Against this backdrop, public fear of new taxes is genuine. The masses believe — with reason — that every new budget eventually translates into higher electricity bills, expensive fuel, rising transport fares and costlier essentials. Yet the story of Pakistan’s corporate and wealthy classes has been remarkably different.

Financial disclosures of major corporations, banks and large business groups indicate that many have doubled or even tripled their wealth during the same decade in which ordinary Pakistanis became poorer. Ironically, several sectors witnessed extraordinary profitability even during periods of economic slowdown and recession.

Pakistan’s taxation structure is heavily tilted toward indirect taxation, which disproportionately hurts the poor and middle class. Levies on petroleum products, electricity, gas and sales taxes are paid by everyone regardless of income level. A labourer buying flour and a billionaire purchasing luxury items both pay the same sales tax rate.

Take the petroleum levy as an example. While the entire population bears the burden through increased transportation and commodity prices, the rich largely pass these costs on to consumers through higher prices of goods and services. Their personal contribution remains marginal compared to the crushing impact on lower-income groups.

This explains why powerful business lobbies rarely launch serious resistance against indirect taxes. Such taxes are ultimately recovered from consumers. The corporate sector frequently argues that businesses in Pakistan are “over-taxed” compared to regional economies. Yet this claim raises an obvious question: if taxation is so unbearable, how did corporate wealth expand so dramatically during the same period?

Consider the banking sector. A decade ago, banks were collectively paying roughly Rs50 billion in income taxes. Today, their tax payments exceed Rs100 billion. But these higher taxes were accompanied by record profitability, unprecedented spreads and soaring shareholder returns. Clearly, taxation did not cripple the sector.
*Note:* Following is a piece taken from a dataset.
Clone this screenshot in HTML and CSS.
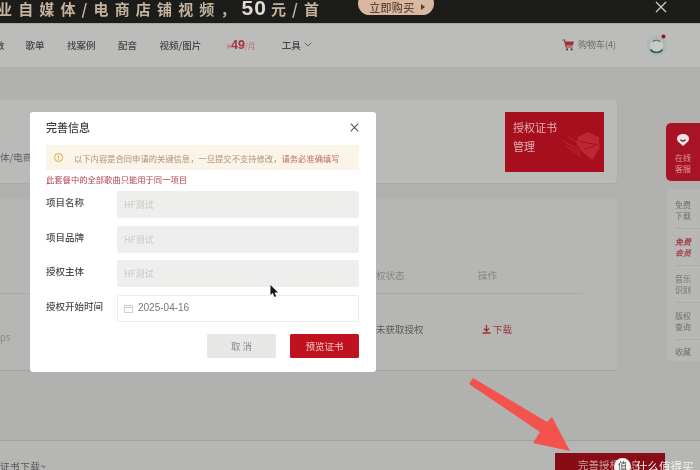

Another frequently repeated argument is that higher taxes will drive investors out of Pakistan. This threat also deserves scrutiny. Pakistan’s tax-to-GDP ratio remains around 11 per cent — far below the average of nearly 34 per cent in many Organisation for Economic Co-operation and Development economies. If businesses are willing to operate profitably in countries with far higher taxation, why should moderate additional taxation in Pakistan suddenly become intolerable?

The reality is that many wealthy groups continue to enjoy extensive exemptions, loopholes and undertaxed assets. Real estate gains — a major source of wealth for corporate and elite families — often escape meaningful taxation. Agricultural income, where many large business families have heavily invested, also remains lightly taxed despite generating enormous profits.
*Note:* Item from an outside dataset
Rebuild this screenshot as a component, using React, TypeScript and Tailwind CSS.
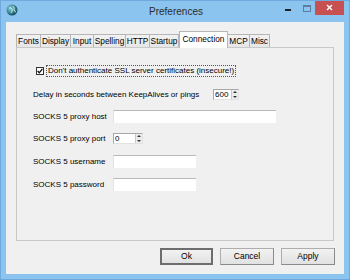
import React from "react";

const font = { fontFamily: '"Liberation Sans", Arial, sans-serif' };

const tabs = [
  { name: "Fonts", w: "w-[25px]" },
  { name: "Display", w: "w-[31px]" },
  { name: "Input", w: "w-[24px]" },
  { name: "Spelling", w: "w-[33px]" },
  { name: "HTTP", w: "w-[25px]" },
  { name: "Startup", w: "w-[30px]" },
  { name: "Connection", w: "w-[49px]", active: true },
  { name: "MCP", w: "w-[23px]" },
  { name: "Misc", w: "w-[21px]" },
];

function Spin({ value, w }: { value: string; w: string }) {
  return (
    <div
      className={`${w} h-[11px] flex bg-white border border-[#a8a8a8] border-r-[#e2e2e2] border-b-[#e2e2e2]`}
    >
      <span className="flex-1 text-[8px] leading-[9px] pl-[1px] text-black">{value}</span>
      <div className="w-[7px] flex flex-col bg-[#ececec] border-l border-[#c8c8c8]">
        <div className="flex-1 flex items-center justify-center">
          <div className="w-0 h-0 border-l-[2px] border-r-[2px] border-b-[2px] border-l-transparent border-r-transparent border-b-[#333]" />
        </div>
        <div className="flex-1 flex items-center justify-center">
          <div className="w-0 h-0 border-l-[2px] border-r-[2px] border-t-[2px] border-l-transparent border-r-transparent border-t-[#333]" />
        </div>
      </div>
    </div>
  );
}

function Field({ w }: { w: string }) {
  return (
    <div className={`${w} h-[13px] bg-white border-t border-[#b9b9b9] border-l border-l-[#e3e3e3]`} />
  );
}

function Btn({ label, main }: { label: string; main?: boolean }) {
  return (
    <button
      className={`h-[17px] flex items-center justify-center text-[8.5px] text-black bg-gradient-to-b from-[#f2f2f2] to-[#e1e1e1] ${
        main
          ? "w-[53px] border-2 border-[#6d6d6d]"
          : "w-[54px] border border-[#adadad] border-r-[#8a8a8a] border-b-[#8a8a8a]"
      }`}
    >
      {label}
    </button>
  );
}

export default function App() {
  return (
    <div
      style={font}
      className="w-[350px] h-[280px] bg-[#8cc4f0] border border-[#6fa9dd] flex flex-col overflow-hidden"
    >
      {/* TITLE BAR */}
      <div className="h-[21px] flex items-start relative">
        <svg className="absolute left-[5px] top-[3px]" width="12" height="12" viewBox="0 0 12 12">
          <defs>
            <radialGradient id="g" cx="0.35" cy="0.35" r="0.7">
              <stop offset="0" stopColor="#7fd0d8" />
              <stop offset="1" stopColor="#0f4b5c" />
            </radialGradient>
          </defs>
          <circle cx="6" cy="6" r="5.5" fill="url(#g)" />
          <path d="M3 4 Q5 3 6 5 T5 9 M7 2 Q9 4 8 6 Q9 8 10 8" stroke="#cfeff2" strokeWidth="0.9" fill="none" />
        </svg>
        <div className="flex-1 text-center text-[10px] leading-[21px] text-[#2b2b2b] pl-[2px]">
          Preferences
        </div>
        <div className="absolute left-[284px] top-[8px] w-[6px] h-[2px] bg-[#222]" />
        <div className="absolute left-[302px] top-[4px] w-[8px] h-[7px] border border-[#5a7da0] border-t-2" />
        <div className="absolute left-[314px] top-[-1px] w-[29px] h-[15px] bg-[#c75050] flex items-center justify-center">
          <svg width="7" height="7" viewBox="0 0 7 7">
            <path d="M1 1 L6 6 M6 1 L1 6" stroke="#fff" strokeWidth="1.4" />
          </svg>
        </div>
      </div>

      {/* CLIENT */}
      <div className="flex-1 mx-[5px] mb-[5px] bg-[#f0f0f0] flex flex-col pl-[10px] pr-[10px] pt-[9px]">
        {/* TABS */}
        <div className="flex items-end h-[16px] relative z-10">
          {tabs.map((t) =>
            t.active ? (
              <div
                key={t.name}
                className={`${t.w} h-[17px] -mb-[1px] bg-white border border-b-0 border-[#b5b5b5] text-[8.3px] leading-[14px] text-center text-black whitespace-nowrap`}
              >
                {t.name}
              </div>
            ) : (
              <div
                key={t.name}
                className={`${t.w} h-[13px] bg-gradient-to-b from-[#f2f2f2] to-[#e6e6e6] border border-b-0 border-[#b5b5b5] -ml-[1px] first:ml-0 text-[8.3px] leading-[12px] text-center text-black whitespace-nowrap`}
              >
                {t.name}
              </div>
            )
          )}
        </div>

        {/* PANEL */}
        <div className="w-[318px] h-[194px] border border-[#c9c9c9] bg-[#f0f0f0] flex flex-col pl-[16px] pt-[17px] text-[8px] text-black">
          <div className="h-[12px] flex items-center">
            <div className="ml-[3px] w-[8px] h-[8px] bg-white border border-[#333] flex items-center justify-center">
              <svg width="6" height="6" viewBox="0 0 6 6">
                <path d="M0.6 3 L2.3 4.8 L5.4 0.8" stroke="#111" strokeWidth="1.3" fill="none" />
              </svg>
            </div>
            <div className="ml-[2px] h-[12px] px-[1px] border border-dotted border-[#555] leading-[10px] whitespace-nowrap">
              Don't authenticate SSL server certificates (insecure!)
            </div>
          </div>

          <div className="mt-[12px] h-[11px] flex items-center">
            <span className="w-[180px] whitespace-nowrap">Delay in seconds between KeepAlives or pings</span>
            <Spin value="600" w="w-[26px]" />
          </div>

          <div className="mt-[10px] h-[13px] flex items-center">
            <span className="w-[80px] whitespace-nowrap">SOCKS 5 proxy host</span>
            <Field w="w-[163px]" />
          </div>

          <div className="mt-[10px] h-[11px] flex items-center">
            <span className="w-[80px] whitespace-nowrap">SOCKS 5 proxy port</span>
            <Spin value="0" w="w-[30px]" />
          </div>

          <div className="mt-[11px] h-[13px] flex items-center">
            <span className="w-[80px] whitespace-nowrap">SOCKS 5 username</span>
            <Field w="w-[83px]" />
          </div>

          <div className="mt-[10px] h-[13px] flex items-center">
            <span className="w-[80px] whitespace-nowrap">SOCKS 5 password</span>
            <Field w="w-[83px]" />
          </div>
        </div>

        {/* BUTTONS */}
        <div className="mt-[7px] flex justify-end gap-[7px] -mr-[1px]">
          <Btn label="Ok" main />
          <Btn label="Cancel" />
          <Btn label="Apply" />
        </div>
      </div>
    </div>
  );
}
Pakistan’s tax system therefore punishes documented salaried individuals and consumers while allowing substantial wealth to remain undertaxed. Even globally, this pattern is not unique. A study conducted during the administration of Joe Biden revealed that when unrealized capital gains were included, the top 400 billionaire families in the United States paid an effective federal tax rate of only 8.2 per cent between 2010 and 2018.

A government already squeezing a depressed population through inflation and indirect taxation cannot indefinitely protect untaxed or lightly taxed wealth. Fiscal stability cannot emerge from extracting more from those who already have little left to sacrifice.